Rechtsschutz für Grundstückseigentum und Miete

[…]

2. Was ist versichert?

Der Versicherungsschutz umfasst die Wahrnehmung rechtlicher Interessen in Verfahren vor österreichischen Gerichten je nach Vereinbarung

2.1. aus Miet- und Pachtverträgen;

Die Wahrnehmung der rechtlichen Interessen umfasst auch

2.1.1. die Geltendmachung oder Abwehr von Schadenersatzansprüchen wegen reiner Vermögensschäden, die aus der Verletzung gesetzlicher oder vertraglicher Pflichten zwischen Vertragspartnern oder aus der Verletzung vorvertraglicher Pflichten entstehen;

[…]

5. Wartefrist

Für Versicherungsfälle, die vor Ablauf von drei Monaten ab dem vereinbarten Versicherungsbeginn eintreten, besteht kein Versicherungsschutz.

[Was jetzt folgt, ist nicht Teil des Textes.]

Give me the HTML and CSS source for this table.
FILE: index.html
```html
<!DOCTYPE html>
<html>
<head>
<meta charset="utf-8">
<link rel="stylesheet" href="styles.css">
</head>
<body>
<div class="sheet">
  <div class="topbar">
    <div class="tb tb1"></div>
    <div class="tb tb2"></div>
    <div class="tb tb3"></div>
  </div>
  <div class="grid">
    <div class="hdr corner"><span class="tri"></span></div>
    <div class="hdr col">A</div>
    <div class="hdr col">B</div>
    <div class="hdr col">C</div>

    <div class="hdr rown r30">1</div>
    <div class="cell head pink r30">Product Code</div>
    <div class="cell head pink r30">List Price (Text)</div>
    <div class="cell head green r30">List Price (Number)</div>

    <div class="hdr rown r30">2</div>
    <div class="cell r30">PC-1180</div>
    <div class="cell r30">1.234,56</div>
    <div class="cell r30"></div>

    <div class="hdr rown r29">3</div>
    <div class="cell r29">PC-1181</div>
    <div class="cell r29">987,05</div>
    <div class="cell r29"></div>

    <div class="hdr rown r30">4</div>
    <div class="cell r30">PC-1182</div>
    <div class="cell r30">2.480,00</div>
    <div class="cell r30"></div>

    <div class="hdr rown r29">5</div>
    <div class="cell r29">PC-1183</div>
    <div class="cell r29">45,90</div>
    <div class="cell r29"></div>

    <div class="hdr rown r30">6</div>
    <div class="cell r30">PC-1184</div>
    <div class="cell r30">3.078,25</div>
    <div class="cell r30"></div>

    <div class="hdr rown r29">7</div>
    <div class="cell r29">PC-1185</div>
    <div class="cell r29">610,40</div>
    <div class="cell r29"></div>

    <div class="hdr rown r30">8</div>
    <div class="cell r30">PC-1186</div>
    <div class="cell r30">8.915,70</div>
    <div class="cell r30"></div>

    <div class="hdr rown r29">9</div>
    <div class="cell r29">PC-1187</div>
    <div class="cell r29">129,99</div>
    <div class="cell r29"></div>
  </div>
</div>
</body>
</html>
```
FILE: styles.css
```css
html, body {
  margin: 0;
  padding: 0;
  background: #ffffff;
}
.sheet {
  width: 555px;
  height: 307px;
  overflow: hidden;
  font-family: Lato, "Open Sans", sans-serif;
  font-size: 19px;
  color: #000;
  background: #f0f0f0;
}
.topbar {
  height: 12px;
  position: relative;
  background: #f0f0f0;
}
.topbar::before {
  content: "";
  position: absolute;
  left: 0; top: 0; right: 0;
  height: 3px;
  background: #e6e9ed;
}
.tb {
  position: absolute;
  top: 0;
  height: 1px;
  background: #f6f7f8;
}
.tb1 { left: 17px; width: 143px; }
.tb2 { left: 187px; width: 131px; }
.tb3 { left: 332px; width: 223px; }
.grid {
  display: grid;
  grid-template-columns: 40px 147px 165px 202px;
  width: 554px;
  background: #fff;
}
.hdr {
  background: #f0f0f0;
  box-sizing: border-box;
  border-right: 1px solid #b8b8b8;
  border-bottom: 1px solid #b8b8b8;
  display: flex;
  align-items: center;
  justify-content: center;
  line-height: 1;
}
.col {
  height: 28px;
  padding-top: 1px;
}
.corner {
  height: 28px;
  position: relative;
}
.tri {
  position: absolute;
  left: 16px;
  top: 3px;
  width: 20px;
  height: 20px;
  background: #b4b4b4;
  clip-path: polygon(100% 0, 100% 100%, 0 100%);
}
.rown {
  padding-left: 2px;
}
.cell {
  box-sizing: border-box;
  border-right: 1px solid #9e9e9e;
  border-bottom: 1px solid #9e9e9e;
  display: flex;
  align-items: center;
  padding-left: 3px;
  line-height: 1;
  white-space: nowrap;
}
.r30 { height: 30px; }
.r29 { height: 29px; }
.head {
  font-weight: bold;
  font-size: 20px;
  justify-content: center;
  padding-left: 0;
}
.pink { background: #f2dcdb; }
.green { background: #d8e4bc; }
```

6. Wann verlängert sich der Versicherungsvertrag oder wann endet er vorzeitig?

6.1. Endet der Versicherungsvertrag durch Risikowegfall gem. § 68 Versicherungsvertragsgesetz, umfasst die vereinbarte Deckung nach Pkt. 2.1. auch Versicherungsfälle, die innerhalb von sechs Monaten ab Risikowegfall eintreten.

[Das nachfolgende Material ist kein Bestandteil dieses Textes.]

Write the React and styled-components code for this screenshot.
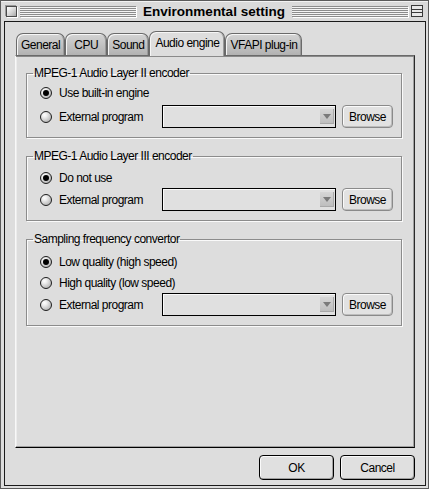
import React from "react";
import styled, { createGlobalStyle } from "styled-components";

const GlobalStyle = createGlobalStyle`
  html, body { margin: 0; padding: 0; background: #dddddd; }
  body {
    font-family: "Liberation Sans", Arial, sans-serif;
    font-size: 12px;
    letter-spacing: -0.5px;
    color: #000;
  }
`;

const Window = styled.div`
  width: 429px;
  height: 489px;
  box-sizing: border-box;
  border: 1px solid #5a5a5a;
  background: #dddddd;
  display: flex;
  flex-direction: column;
`;

const TitleBar = styled.div`
  height: 20px;
  flex: none;
  display: flex;
  align-items: center;
  padding: 0 5px;
  gap: 3px;
  background: #dadada;
  box-shadow: inset 0 1px 0 #f2f2f2;
`;

const BoxButton = styled.div`
  width: 11px;
  height: 11px;
  flex: none;
  box-sizing: border-box;
  border: 1px solid #4a4a4a;
  background: linear-gradient(135deg, #ffffff 0%, #d0d0d0 60%, #a8a8a8 100%);
  box-shadow: 1px 1px 0 #ffffff, -1px -1px 0 #9a9a9a;
`;

const Stripes = styled.div`
  flex: 1;
  height: 11px;
  background: repeating-linear-gradient(to bottom, #8c8c8c 0 1px, #f4f4f4 1px 2px);
  box-shadow: 1px 1px 0 #fff;
`;

const Title = styled.div`
  font-weight: bold;
  font-size: 13.5px;
  letter-spacing: 0;
  padding: 0 4px;
  white-space: nowrap;
`;

const Frame = styled.div`
  flex: 1;
  display: flex;
  padding: 0 2px 2px 3px;
`;

const Body = styled.div`
  flex: 1;
  display: flex;
  flex-direction: column;
  border: 1px solid #1a1a1a;
  padding: 9px 10px 5px;
`;

const TabRow = styled.div`
  height: 24px;
  display: flex;
  align-items: flex-end;
  padding-left: 1px;
`;

const Tab = styled.div`
  height: ${({ $active }) => ($active ? 25 : 22)}px;
  margin-bottom: ${({ $active }) => ($active ? -1 : 0)}px;
  min-width: 42px;
  box-sizing: border-box;
  padding: 0 ${({ $active }) => ($active ? 5 : 4)}px ${({ $active }) => ($active ? 2 : 0)}px;
  display: flex;
  align-items: center;
  justify-content: center;
  border: 1px solid #6a6a6a;
  border-bottom: none;
  border-radius: 7px 7px 0 0;
  background: ${({ $active }) =>
    $active ? "#dddddd" : "linear-gradient(#d4d4d4, #b2b2b2)"};
  box-shadow: inset 1px 1px 0 #f6f6f6, inset -1px 0 0 #9a9a9a;
  position: relative;
  z-index: ${({ $active }) => ($active ? 2 : 1)};
  white-space: nowrap;
`;

const Panel = styled.div`
  flex: 1;
  display: flex;
  flex-direction: column;
  gap: 11px;
  border-style: solid;
  border-width: 1px;
  border-color: #6a6a6a #2a2a2a #000 #f8f8f8;
  box-shadow: inset 0 1px 0 #8a8a8a, inset -1px -1px 0 #a0a0a0, inset 1px 0 0 #ececec;
  padding: 10px 12px 0 10px;
`;

const Group = styled.fieldset`
  margin: 0;
  padding: 0 8px ${({ $pad }) => $pad}px 13px;
  min-inline-size: 0;
  border: 1px solid #8c8c8c;
  box-shadow: 1px 1px 0 #fafafa, inset 1px 1px 0 #fafafa;
  display: flex;
  flex-direction: column;
`;

const Legend = styled.legend`
  margin-left: -7px;
  padding: 0 1px;
  line-height: 14px;
`;

const Rows = styled.div`
  display: flex;
  flex-direction: column;
  gap: ${({ $gap }) => $gap}px;
  padding-top: ${({ $top }) => $top}px;
`;

const Row = styled.div`
  height: ${({ $tall }) => ($tall ? 23 : 21)}px;
  display: flex;
  align-items: center;
`;

const Option = styled.label`
  display: flex;
  align-items: center;
  gap: 7px;
  width: ${({ $w }) => ($w ? `${$w}px` : "auto")};
  flex: none;
`;

const Radio = styled.span`
  width: 12px;
  height: 12px;
  flex: none;
  box-sizing: border-box;
  border-radius: 50%;
  border: 1px solid #1e1e1e;
  background: radial-gradient(circle at 35% 30%, #ffffff 0, #ededed 25%, #b4b4b4 80%, #8e8e8e 100%);
  position: relative;
  &::after {
    content: "";
    display: ${({ $checked }) => ($checked ? "block" : "none")};
    position: absolute;
    inset: 2px;
    border-radius: 50%;
    background: #000;
  }
`;

const Combo = styled.div`
  width: 174px;
  height: 23px;
  flex: none;
  box-sizing: border-box;
  border: 1px solid #000;
  background: #e0e0e0;
  box-shadow: inset 1px 1px 0 #fafafa;
  display: flex;
  align-items: center;
  justify-content: flex-end;
  padding-right: 1px;
`;

const ComboArrow = styled.span`
  width: 14px;
  height: 15px;
  background: linear-gradient(#d6d6d6, #bcbcbc);
  box-shadow: inset -1px -1px 0 #a8a8a8;
  display: flex;
  align-items: center;
  justify-content: center;
  &::before {
    content: "";
    border-left: 4px solid transparent;
    border-right: 4px solid transparent;
    border-top: 5px solid #7a7a7a;
  }
`;

const Browse = styled.div`
  width: 51px;
  height: 23px;
  margin-left: 6px;
  flex: none;
  box-sizing: border-box;
  border: 1px solid #8a8a8a;
  border-radius: 4px;
  background: #e2e2e2;
  box-shadow: inset 1px 1px 0 #fafafa, inset -1px -1px 0 #bdbdbd;
  display: flex;
  align-items: center;
  justify-content: center;
`;

const Footer = styled.div`
  display: flex;
  justify-content: flex-end;
  gap: 6px;
  margin-top: 7px;
`;

const DialogButton = styled.div`
  width: 75px;
  height: 25px;
  box-sizing: border-box;
  border: 1px solid #000;
  border-radius: 4px;
  background: #e0e0e0;
  box-shadow: inset 1px 1px 0 #fafafa, inset -1px -1px 0 #a0a0a0;
  display: flex;
  align-items: center;
  justify-content: center;
`;

const CollapseBox = () => (
  <svg width="12" height="12" viewBox="0 0 12 12" style={{ flex: "none" }}>
    <rect x="0.5" y="0.5" width="11" height="11" fill="#e8e8e8" stroke="#3a3a3a" />
    <line x1="1" y1="4.5" x2="11" y2="4.5" stroke="#3a3a3a" />
    <line x1="1" y1="7.5" x2="11" y2="7.5" stroke="#3a3a3a" />
  </svg>
);

const tabs = ["General", "CPU", "Sound", "Audio engine", "VFAPI plug-in"];

const groups = [
  {
    title: "MPEG-1 Audio Layer II encoder",
    top: 2,
    gap: 2,
    pad: 9,
    options: ["Use built-in engine"],
  },
  {
    title: "MPEG-1 Audio Layer III encoder",
    top: 4,
    gap: 0,
    pad: 9,
    options: ["Do not use"],
  },
  {
    title: "Sampling frequency convertor",
    top: 5,
    gap: 0,
    pad: 9,
    options: ["Low quality (high speed)", "High quality (low speed)"],
  },
];

const App = () => {
  return (
    <>
      <GlobalStyle />
      <Window>
        <TitleBar>
          <BoxButton />
          <Stripes />
          <Title>Environmental setting</Title>
          <Stripes />
          <CollapseBox />
        </TitleBar>
        <Frame>
          <Body>
            <TabRow>
              {tabs.map((t) => (
                <Tab key={t} $active={t === "Audio engine"}>
                  {t}
                </Tab>
              ))}
            </TabRow>
            <Panel>
              {groups.map((g) => (
                <Group key={g.title} $pad={g.pad}>
                  <Legend>{g.title}</Legend>
                  <Rows $top={g.top} $gap={g.gap}>
                    {g.options.map((o, i) => (
                      <Row key={o}>
                        <Option>
                          <Radio $checked={i === 0} />
                          {o}
                        </Option>
                      </Row>
                    ))}
                    <Row $tall>
                      <Option $w={122}>
                        <Radio />
                        External program
                      </Option>
                      <Combo>
                        <ComboArrow />
                      </Combo>
                      <Browse>Browse</Browse>
                    </Row>
                  </Rows>
                </Group>
              ))}
            </Panel>
            <Footer>
              <DialogButton>OK</DialogButton>
              <DialogButton>Cancel</DialogButton>
            </Footer>
          </Body>
        </Frame>
      </Window>
    </>
  );
};

export default App;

6.2. Bezieht der Versicherungsnehmer innerhalb von zwölf Monaten ab Risikowegfall an Stelle der bisherigen Mietwohnung eine andere Mietwohnung und wünscht er für diese Ersatzwohnung die Fortsetzung des Vertrages, so besteht für die Ersatzwohnung ohne neuerliche Wartefrist Versicherungsschutz gem. Pkt. 2.1. ab Beginn des Mietvertrages für die Ersatzwohnung, frühestens aber ab Beendigung des Mietvertrages für die ursprünglich versicherte Wohnung.

Für Streitigkeiten aus dem Abschluss des neuen Mietvertrages besteht Versicherungsschutz, wenn der Abschluss frühestens sechs Monate vor Beendigung des alten Mietvertrages erfolgte.“

[2] Die Kläger waren seit 1. 8. 2011 Mieter der Wohnung * (bisherige Wohnung). Am 28. 3. 2021 schlossen sie einen Mietvertrag über die Wohnung *, der am 1. 5. 2021 begann (Ersatzwohnung). Am 29. 3. 2021 kündigten sie den Mietvertrag über die bisherige Wohnung unter Berücksichtigung der Kündigungsfrist und des Kündigungstermins zum 30. 6. 2021.

[3] Die Kläger begehren die Feststellung, dass ihr die Beklagte Rechtsschutzdeckung für den Schadenfall vom 1. 5. 2021 zu gewähren habe. Sie beabsichtigen ein Vorgehen gegen die Vermieterin der Ersatzwohnung wegen Mängeln, die seit 1. 5. 2021 bestehen würden. Art 24.6.2. ARB 2007 (in Hinkunft: ARB) stelle den nahtlosen Versicherungsschutz beim Wechsel des Bestandobjekts sicher. Die Wendung „ab Beendigung des Mietvertrages für die ursprünglich versicherte Wohnung“ sei daher im Sinne von „ab der Kündigung des Mietvertrages für die ursprünglich versicherte Wohnung“ auszulegen. Andernfalls würde eine für den Versicherungsnehmer unerwartete Deckungslücke bestehen, weil es bei Wohnungswechseln üblich sei, dass sich das Ende des alten und der Beginn des neuen Bestandverhältnisses überlappen. Da die Kläger ihre alte Wohnung bereits am 29. 3. 2021 gekündigt und den neuen Mietvertrag innerhalb der Sechs Monats Frist des zweiten Satzes des Art 24.6.2. ARB geschlossen hätten, habe am 1. 5. 2021 Versicherungsdeckung für die neue Wohnung bestanden. Allfällige Widerspr üche zwischen dem ersten und dem zweiten Satz des Art 24.6.2. ARB gingen zu Lasten der Beklagten.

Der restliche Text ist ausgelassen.